CIT v. R.D. Bhambani (Bom HC) — partial dependency suffices if the disabled person is 'mainly' dependant (not 'wholly'); fact-driven test. PCIT v. Smt. Renu Sharma (Del HC) — for HUF claimants, the disabled member must be a 'member of HUF' under Hindu Law principles — adopted children qualify. ITAT (various) — Form 10-IA must be filed WITH return; subsequent filing during scrutiny is curable but invites AO discretion. ITAT Mumbai — for sub-s. (4) reversal cases, the year of 'receipt' triggers tax — even if scheme-payout reaches assessee in instalments. CIT v. Smt. Pravin Verma (Del HC) — pre-FA 2022 — sub-s. (5) carve-out applied prospectively; pre-2022 reversals subject to old reversal regime.

PLANNING NOTES

(I) DEDUCTION-PATHWAY ELECTION: (i) For most assessees with ongoing medical / training expenses for disabled dependant, sub-s. (1)(a) (expenditure-pathway) is straightforward — flat ₹ 75K / ₹ 1.25L deduction independent of actual amount spent. (ii) For assessees wishing to create financial security for severely-disabled dependant beyond their own lifetime, sub-s. (1)(b) (LIC scheme) enables both deduction AND long-term care funding. Especially relevant for parents of severely-disabled children. (II) DOCUMENTATION: (iii) Form 10-IA medical certificate — TRACK EXPIRY annually. Renewal certificate before any return-filing where deduction claimed. (iv) For severe-disability claim, ensure certificate expressly mentions ≥ 80% disability quantum (not merely 'severe'). (v) Retain bills / receipts for medical / training expenditure even though deduction is flat — useful in scrutiny defence. (III) FAMILY TAX OPTIMIZATION: (vi) For families with multiple earners, allocate the s. 127 claim to the highest-marginal-rate earner (parent vs. spouse) for maximum tax-saving. (vii) HUF-route: for joint families with disabled member, HUF can claim s. 127 if disabled member is HUF coparcener and HUF-funded the expenditure. (IV) LIC-SCHEME STRUCTURING: (viii) For sub-s. (1)(b), select schemes that satisfy sub-s. (2)(a)(i) [death-trigger] OR (2)(a)(ii) [age-60+-discontinuation] AND (2)(b) [nomination via dependant / trust]. (ix) Trust-nomination is preferred for: (a) severely-disabled dependants who cannot manage funds; (b) multi-generational arrangements; (c) tax-efficient post-assessee distribution. (x) LIC's Jeevan Aadhar / Jeevan Vishwas plans are commonly used; verify CG-Board-approval status for current FY. (V) MUTUAL-EXCLUSION WITH s. 154: (xi) For adult disabled dependants who file own returns, model: - s. 154 in own return: ₹ 75K / ₹ 1.25L from own GTI; - s. 127 in parent's return: ₹ 75K / ₹ 1.25L from parent's GTI. Choose higher-marginal-rate option. (VI) NEW-REGIME CONSIDERATION: (xii) s. 127 forfeits in NEW regime (s. 195) — in deciding regime-choice annually, factor in s. 127 deduction value. (xiii) For families with severely-disabled dependant + significant other deductions (s. 123 / 124 / 126), OLD regime typically advantageous.

CROSS-REFERENCES

  • Section 154 — Own-disability deduction (s. 80U successor; mutually exclusive with s. 127).

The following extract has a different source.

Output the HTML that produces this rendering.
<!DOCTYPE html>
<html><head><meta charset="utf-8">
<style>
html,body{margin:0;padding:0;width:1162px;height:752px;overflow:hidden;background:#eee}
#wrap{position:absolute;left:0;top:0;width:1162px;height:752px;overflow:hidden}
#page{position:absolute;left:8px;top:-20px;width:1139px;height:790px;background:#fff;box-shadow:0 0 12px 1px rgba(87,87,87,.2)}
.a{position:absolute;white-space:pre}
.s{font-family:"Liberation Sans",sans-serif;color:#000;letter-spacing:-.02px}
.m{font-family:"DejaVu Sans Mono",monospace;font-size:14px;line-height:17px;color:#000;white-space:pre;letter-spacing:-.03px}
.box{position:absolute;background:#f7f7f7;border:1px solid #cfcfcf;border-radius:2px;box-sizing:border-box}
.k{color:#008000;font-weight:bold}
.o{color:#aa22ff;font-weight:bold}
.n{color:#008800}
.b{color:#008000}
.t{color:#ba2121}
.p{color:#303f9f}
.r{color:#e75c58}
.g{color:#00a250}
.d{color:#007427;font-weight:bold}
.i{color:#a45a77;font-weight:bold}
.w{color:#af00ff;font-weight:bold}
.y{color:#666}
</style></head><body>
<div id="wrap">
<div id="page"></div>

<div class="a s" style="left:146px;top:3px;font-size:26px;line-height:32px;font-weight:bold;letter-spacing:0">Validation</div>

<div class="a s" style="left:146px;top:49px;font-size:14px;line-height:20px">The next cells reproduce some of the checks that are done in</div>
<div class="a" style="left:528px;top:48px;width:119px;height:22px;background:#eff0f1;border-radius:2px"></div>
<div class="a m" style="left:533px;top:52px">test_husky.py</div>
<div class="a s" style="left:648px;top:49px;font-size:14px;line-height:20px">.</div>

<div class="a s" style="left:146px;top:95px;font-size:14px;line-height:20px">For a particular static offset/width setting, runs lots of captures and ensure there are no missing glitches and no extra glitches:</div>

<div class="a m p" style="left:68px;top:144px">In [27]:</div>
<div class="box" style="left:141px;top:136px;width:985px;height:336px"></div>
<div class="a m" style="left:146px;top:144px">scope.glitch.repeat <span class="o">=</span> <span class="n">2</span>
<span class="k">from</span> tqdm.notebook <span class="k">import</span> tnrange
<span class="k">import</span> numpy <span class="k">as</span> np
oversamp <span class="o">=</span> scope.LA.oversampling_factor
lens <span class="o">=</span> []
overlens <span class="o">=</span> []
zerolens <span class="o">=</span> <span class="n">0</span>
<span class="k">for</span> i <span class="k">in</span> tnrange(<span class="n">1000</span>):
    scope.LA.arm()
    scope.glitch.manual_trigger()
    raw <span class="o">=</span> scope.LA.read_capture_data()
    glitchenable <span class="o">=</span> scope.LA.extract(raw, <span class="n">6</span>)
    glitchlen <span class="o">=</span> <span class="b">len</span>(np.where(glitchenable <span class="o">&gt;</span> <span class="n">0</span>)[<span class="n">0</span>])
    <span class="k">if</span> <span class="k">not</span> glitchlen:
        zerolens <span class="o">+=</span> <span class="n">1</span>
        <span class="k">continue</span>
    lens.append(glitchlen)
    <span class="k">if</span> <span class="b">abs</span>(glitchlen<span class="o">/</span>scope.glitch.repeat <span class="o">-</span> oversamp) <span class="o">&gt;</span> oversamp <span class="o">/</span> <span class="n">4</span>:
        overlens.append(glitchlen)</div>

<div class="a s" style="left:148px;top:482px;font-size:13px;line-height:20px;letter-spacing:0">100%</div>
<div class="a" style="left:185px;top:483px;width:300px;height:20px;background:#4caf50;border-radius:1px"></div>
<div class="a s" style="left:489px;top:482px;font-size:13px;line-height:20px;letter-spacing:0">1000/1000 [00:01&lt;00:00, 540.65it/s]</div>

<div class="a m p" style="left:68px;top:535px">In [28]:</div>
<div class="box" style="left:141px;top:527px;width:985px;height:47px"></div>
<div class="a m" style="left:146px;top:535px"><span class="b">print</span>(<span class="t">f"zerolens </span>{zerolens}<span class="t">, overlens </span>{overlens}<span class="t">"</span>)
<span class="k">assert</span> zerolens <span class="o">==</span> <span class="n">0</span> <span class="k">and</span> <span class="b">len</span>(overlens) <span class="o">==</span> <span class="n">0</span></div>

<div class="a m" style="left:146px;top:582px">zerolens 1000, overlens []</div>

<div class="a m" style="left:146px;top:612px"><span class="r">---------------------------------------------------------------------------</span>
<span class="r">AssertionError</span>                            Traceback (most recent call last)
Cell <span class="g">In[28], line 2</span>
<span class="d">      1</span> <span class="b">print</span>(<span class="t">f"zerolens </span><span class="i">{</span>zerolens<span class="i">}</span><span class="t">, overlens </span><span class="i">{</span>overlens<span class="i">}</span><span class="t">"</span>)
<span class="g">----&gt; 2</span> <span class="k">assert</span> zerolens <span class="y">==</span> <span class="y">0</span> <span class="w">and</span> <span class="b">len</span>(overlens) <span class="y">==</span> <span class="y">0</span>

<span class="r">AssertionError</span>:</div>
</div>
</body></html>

  • Section 128 — Medical-treatment of specified-disease (separate / non-exclusive).
  • Section 263 — Return-filing (Form 10-IA filing requirement).
  • Section 195 — New regime (s. 127 unavailable).

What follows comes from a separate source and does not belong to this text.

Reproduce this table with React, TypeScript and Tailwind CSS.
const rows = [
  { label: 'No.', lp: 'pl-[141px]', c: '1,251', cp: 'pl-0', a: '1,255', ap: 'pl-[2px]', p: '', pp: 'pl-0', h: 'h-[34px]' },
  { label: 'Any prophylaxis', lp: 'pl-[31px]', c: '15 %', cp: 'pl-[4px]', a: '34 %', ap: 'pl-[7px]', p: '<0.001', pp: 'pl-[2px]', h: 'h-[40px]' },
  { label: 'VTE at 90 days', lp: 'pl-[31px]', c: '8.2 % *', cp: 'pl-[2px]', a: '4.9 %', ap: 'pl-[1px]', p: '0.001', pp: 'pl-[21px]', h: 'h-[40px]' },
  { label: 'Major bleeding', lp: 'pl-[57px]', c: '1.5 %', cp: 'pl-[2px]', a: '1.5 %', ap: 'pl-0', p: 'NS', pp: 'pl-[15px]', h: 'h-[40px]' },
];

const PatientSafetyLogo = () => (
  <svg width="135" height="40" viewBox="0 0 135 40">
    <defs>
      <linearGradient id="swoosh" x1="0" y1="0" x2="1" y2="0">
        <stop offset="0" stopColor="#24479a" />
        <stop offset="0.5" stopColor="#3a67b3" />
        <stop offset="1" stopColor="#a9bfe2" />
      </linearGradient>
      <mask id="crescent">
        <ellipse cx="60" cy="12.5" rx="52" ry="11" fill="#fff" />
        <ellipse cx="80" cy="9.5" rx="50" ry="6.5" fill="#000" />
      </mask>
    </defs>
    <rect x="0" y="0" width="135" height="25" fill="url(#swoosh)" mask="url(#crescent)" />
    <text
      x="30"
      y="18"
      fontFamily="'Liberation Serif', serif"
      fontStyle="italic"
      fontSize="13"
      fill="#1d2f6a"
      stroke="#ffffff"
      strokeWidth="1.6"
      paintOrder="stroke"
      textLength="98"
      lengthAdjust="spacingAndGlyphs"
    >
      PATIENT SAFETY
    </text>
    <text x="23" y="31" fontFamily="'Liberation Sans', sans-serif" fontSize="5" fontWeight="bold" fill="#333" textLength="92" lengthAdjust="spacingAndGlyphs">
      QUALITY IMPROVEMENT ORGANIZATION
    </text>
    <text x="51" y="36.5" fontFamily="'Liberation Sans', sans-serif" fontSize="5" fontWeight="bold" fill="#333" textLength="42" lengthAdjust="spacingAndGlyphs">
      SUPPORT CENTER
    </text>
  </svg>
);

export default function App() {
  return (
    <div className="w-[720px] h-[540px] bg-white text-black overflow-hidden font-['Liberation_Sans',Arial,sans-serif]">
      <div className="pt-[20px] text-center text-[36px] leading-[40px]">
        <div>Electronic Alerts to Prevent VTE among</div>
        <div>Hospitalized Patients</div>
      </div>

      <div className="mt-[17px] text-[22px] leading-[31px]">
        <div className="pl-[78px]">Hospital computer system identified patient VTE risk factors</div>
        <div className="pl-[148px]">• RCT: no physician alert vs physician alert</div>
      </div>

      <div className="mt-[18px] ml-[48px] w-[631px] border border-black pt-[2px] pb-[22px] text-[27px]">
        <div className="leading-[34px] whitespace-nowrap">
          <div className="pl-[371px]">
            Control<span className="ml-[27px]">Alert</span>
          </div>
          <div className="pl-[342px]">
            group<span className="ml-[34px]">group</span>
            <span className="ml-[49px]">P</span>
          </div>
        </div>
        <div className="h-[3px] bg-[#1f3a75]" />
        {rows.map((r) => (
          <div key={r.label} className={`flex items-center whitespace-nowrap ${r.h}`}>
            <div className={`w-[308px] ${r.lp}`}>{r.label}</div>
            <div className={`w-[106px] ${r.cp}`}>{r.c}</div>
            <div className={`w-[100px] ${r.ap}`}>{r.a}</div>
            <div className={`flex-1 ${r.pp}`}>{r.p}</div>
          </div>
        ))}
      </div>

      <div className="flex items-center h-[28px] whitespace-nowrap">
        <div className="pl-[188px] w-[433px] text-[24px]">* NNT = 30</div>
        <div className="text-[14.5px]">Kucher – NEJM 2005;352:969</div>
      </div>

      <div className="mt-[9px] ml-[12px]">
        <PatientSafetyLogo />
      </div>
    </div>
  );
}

  • Persons with Disabilities Act, 1995 — ss. 2(i), 2(p), 2(t), 56(4).
  • Rights of Persons with Disabilities Act, 2016 — expanded disability list.

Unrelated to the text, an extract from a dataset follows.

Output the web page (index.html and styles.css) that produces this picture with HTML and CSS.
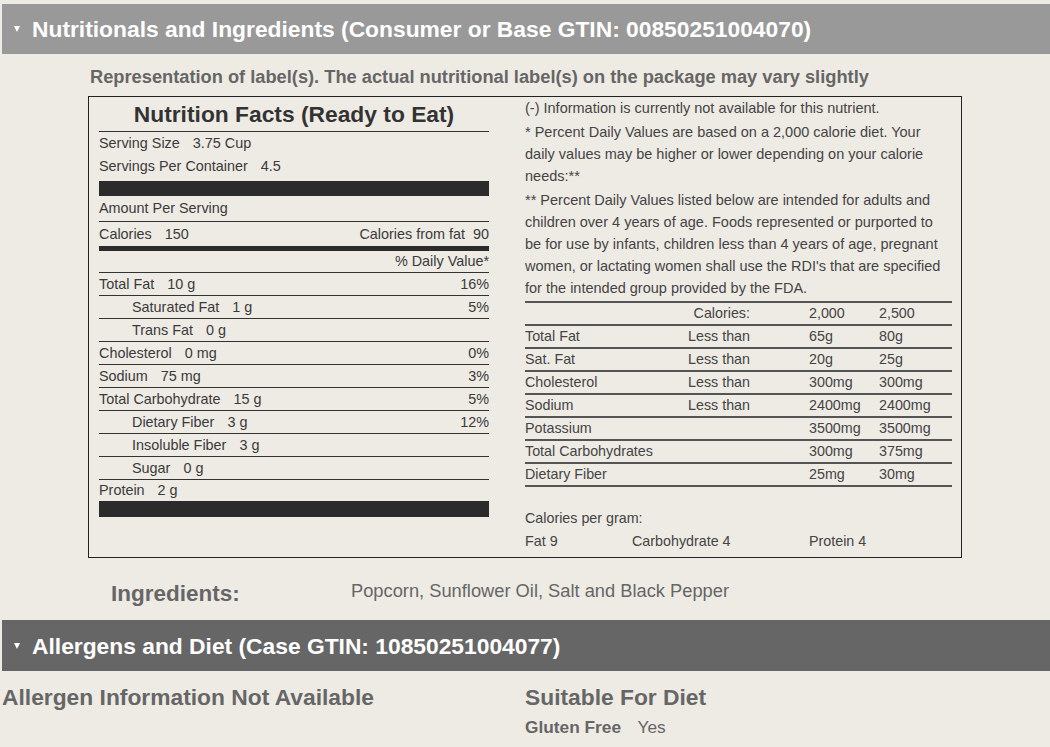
FILE: index.html
```html
<!DOCTYPE html>
<html lang="en">
<head>
<meta charset="utf-8">
<title>Nutritionals and Ingredients</title>
<link rel="stylesheet" href="styles.css">
</head>
<body>
<section class="panel">
  <h2 class="bar bar-light"><span class="tri"></span>Nutritionals and Ingredients (Consumer or Base GTIN: 00850251004070)</h2>
  <p class="note">Representation of label(s). The actual nutritional label(s) on the package may vary slightly</p>
  <div class="label-box">
    <div class="facts">
      <div class="facts-title">Nutrition Facts (Ready to Eat)</div>
      <div class="fr h23"><span>Serving Size <span class="v">3.75 Cup</span></span></div>
      <div class="fr h23"><span>Servings Per Container <span class="v">4.5</span></span></div>
      <div class="bar-thick"></div>
      <div class="fr amount">Amount Per Serving</div>
      <div class="fr cal"><span>Calories <span class="v">150</span></span><span>Calories from fat <span class="v2">90</span></span></div>
      <div class="bar-thin"></div>
      <div class="fr dv"><span></span><span>% Daily Value*</span></div>
      <div class="fr nut"><span>Total Fat <span class="v">10 g</span></span><span>16%</span></div>
      <div class="fr nut ind"><span>Saturated Fat <span class="v">1 g</span></span><span>5%</span></div>
      <div class="fr nut ind"><span>Trans Fat <span class="v">0 g</span></span><span></span></div>
      <div class="fr nut"><span>Cholesterol <span class="v">0 mg</span></span><span>0%</span></div>
      <div class="fr nut"><span>Sodium <span class="v">75 mg</span></span><span>3%</span></div>
      <div class="fr nut"><span>Total Carbohydrate <span class="v">15 g</span></span><span>5%</span></div>
      <div class="fr nut ind"><span>Dietary Fiber <span class="v">3 g</span></span><span>12%</span></div>
      <div class="fr nut ind"><span>Insoluble Fiber <span class="v">3 g</span></span><span></span></div>
      <div class="fr nut ind"><span>Sugar <span class="v">0 g</span></span><span></span></div>
      <div class="fr protein"><span>Protein <span class="v">2 g</span></span></div>
      <div class="bar-bottom"></div>
    </div>
    <div class="info">
      <p>(-) Information is currently not available for this nutrient.</p>
      <p>* Percent Daily Values are based on a 2,000 calorie diet. Your daily values may be higher or lower depending on your calorie needs:**</p>
      <p>** Percent Daily Values listed below are intended for adults and children over 4 years of age. Foods represented or purported to be for use by infants, children less than 4 years of age, pregnant women, or lactating women shall use the RDI's that are specified for the intended group provided by the FDA.</p>
      <div class="dv-table">
        <div class="dv-row"><span></span><span class="c2">Calories:</span><span class="c3">2,000</span><span>2,500</span></div>
        <div class="dv-row"><span>Total Fat</span><span class="c2">Less than</span><span class="c3">65g</span><span>80g</span></div>
        <div class="dv-row"><span>Sat. Fat</span><span class="c2">Less than</span><span class="c3">20g</span><span>25g</span></div>
        <div class="dv-row"><span>Cholesterol</span><span class="c2">Less than</span><span class="c3">300mg</span><span>300mg</span></div>
        <div class="dv-row"><span>Sodium</span><span class="c2">Less than</span><span class="c3">2400mg</span><span>2400mg</span></div>
        <div class="dv-row"><span>Potassium</span><span class="c2"></span><span class="c3">3500mg</span><span>3500mg</span></div>
        <div class="dv-row"><span>Total Carbohydrates</span><span class="c2"></span><span class="c3">300mg</span><span>375mg</span></div>
        <div class="dv-row"><span>Dietary Fiber</span><span class="c2"></span><span class="c3">25mg</span><span>30mg</span></div>
      </div>
      <div class="per-gram">Calories per gram:</div>
      <div class="per-gram-row"><span>Fat 9</span><span>Carbohydrate 4</span><span>Protein 4</span></div>
    </div>
  </div>
  <div class="ingredients">
    <span class="ing-title">Ingredients:</span>
    <span class="ing-text">Popcorn, Sunflower Oil, Salt and Black Pepper</span>
  </div>
</section>
<section class="panel">
  <h2 class="bar bar-dark"><span class="tri"></span>Allergens and Diet (Case GTIN: 10850251004077)</h2>
  <div class="diet-row">
    <div class="allergen">Allergen Information Not Available</div>
    <div class="diet">
      <h3>Suitable For Diet</h3>
      <p><b>Gluten Free</b> Yes</p>
    </div>
  </div>
</section>
</body>
</html>
```
FILE: styles.css
```css
* {
  box-sizing: border-box;
  margin: 0;
  padding: 0;
}

html,
body {
  background: #eeebe5;
}

body {
  font-family: "Liberation Sans", Arial, Helvetica, sans-serif;
  color: #444;
  padding: 4px 0 0 2px;
}

.bar {
  display: flex;
  align-items: center;
  height: 50px;
  padding-left: 12px;
  color: #fff;
  font-size: 22.8px;
  font-weight: bold;
  line-height: 50px;
  white-space: nowrap;
}

.bar-light {
  background: #999;
}

.bar-dark {
  background: #666;
  height: 51px;
  margin-top: 13px;
}

.tri {
  width: 0;
  height: 0;
  border-left: 3.5px solid transparent;
  border-right: 3.5px solid transparent;
  border-top: 6px solid #fff;
  margin-right: 12px;
}

.note {
  margin: 13px 0 0 88px;
  font-size: 18.25px;
  font-weight: bold;
  line-height: 20px;
  color: #666;
}

.label-box {
  display: grid;
  grid-template-columns: 390px 1fr;
  column-gap: 36px;
  width: 874px;
  margin: 9px 0 0 86px;
  padding: 0 9px 4px 10px;
  border: 1px solid #222;
}

/* Nutrition facts column */
.facts {
  font-size: 14.4px;
  color: #3a3a3a;
}

.facts-title {
  height: 35px;
  line-height: 34px;
  border-bottom: 1px solid #333;
  text-align: center;
  font-size: 22.8px;
  font-weight: bold;
  color: #333;
}

.fr {
  display: flex;
  justify-content: space-between;
  white-space: nowrap;
}

.fr .v {
  margin-left: 9px;
}

.fr .v2 {
  margin-left: 4px;
}

.h23 {
  height: 23px;
  line-height: 23px;
}

.bar-thick {
  height: 15px;
  margin-top: 3px;
  background: #2b2b2b;
}

.amount {
  height: 26px;
  line-height: 25px;
  border-bottom: 1px solid #333;
}

.cal {
  height: 24px;
  line-height: 24px;
}

.bar-thin {
  height: 5px;
  background: #2b2b2b;
}

.dv {
  height: 22px;
  line-height: 21px;
  border-bottom: 1px solid #333;
}

.nut {
  height: 23px;
  line-height: 22px;
  border-bottom: 1px solid #333;
}

.ind {
  padding-left: 33px;
}

.protein {
  height: 21px;
  line-height: 21px;
}

.bar-bottom {
  height: 16px;
  background: #2b2b2b;
}

/* Info column */
.info {
  font-size: 14.5px;
  color: #444;
}

.info p {
  line-height: 22px;
  margin-bottom: 2px;
}

.dv-table {
  font-size: 14.3px;
  border-top: 2px solid #555;
}

.dv-row {
  display: grid;
  grid-template-columns: 163px 62px 129px 1fr;
  height: 23px;
  line-height: 21px;
  border-bottom: 2px solid #555;
  white-space: nowrap;
}

.dv-row .c2 {
  text-align: right;
}

.dv-row .c3 {
  padding-left: 59px;
}

.per-gram {
  margin-top: 20px;
  line-height: 23px;
  font-size: 14.3px;
}

.per-gram-row {
  display: grid;
  grid-template-columns: 107px 177px 1fr;
  line-height: 23px;
  font-size: 14.3px;
}

/* Ingredients */
.ingredients {
  display: flex;
  align-items: flex-start;
  margin: 23px 0 0 109px;
  color: #666;
}

.ing-title {
  width: 240px;
  font-size: 22.5px;
  font-weight: bold;
  line-height: 26px;
}

.ing-text {
  font-size: 18.3px;
  line-height: 20px;
}

/* Allergens and diet */
.diet-row {
  display: grid;
  grid-template-columns: 523px 1fr;
  margin-top: 12px;
  color: #666;
}

.allergen,
.diet h3 {
  font-size: 22.8px;
  font-weight: bold;
  line-height: 28px;
}

.diet p {
  margin-top: 5px;
  font-size: 17.3px;
  line-height: 22px;
}

.diet p b {
  margin-right: 12px;
}
```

  • National Trust for Welfare of Persons with Autism, Cerebral Palsy, Mental Retardation and Multiple Disabilities Act, 1999 — ss. 2(a), 2(c), 2(h), 2(j), 2(o).
  • LIC Act, 1956.
  • UTI Repeal Act, 2002 — ss. 2(a), 2(h).
  • Form 10-IA — Medical authority certificate.
  • Income-tax Rules, 2026 — Rule 11A-equivalent.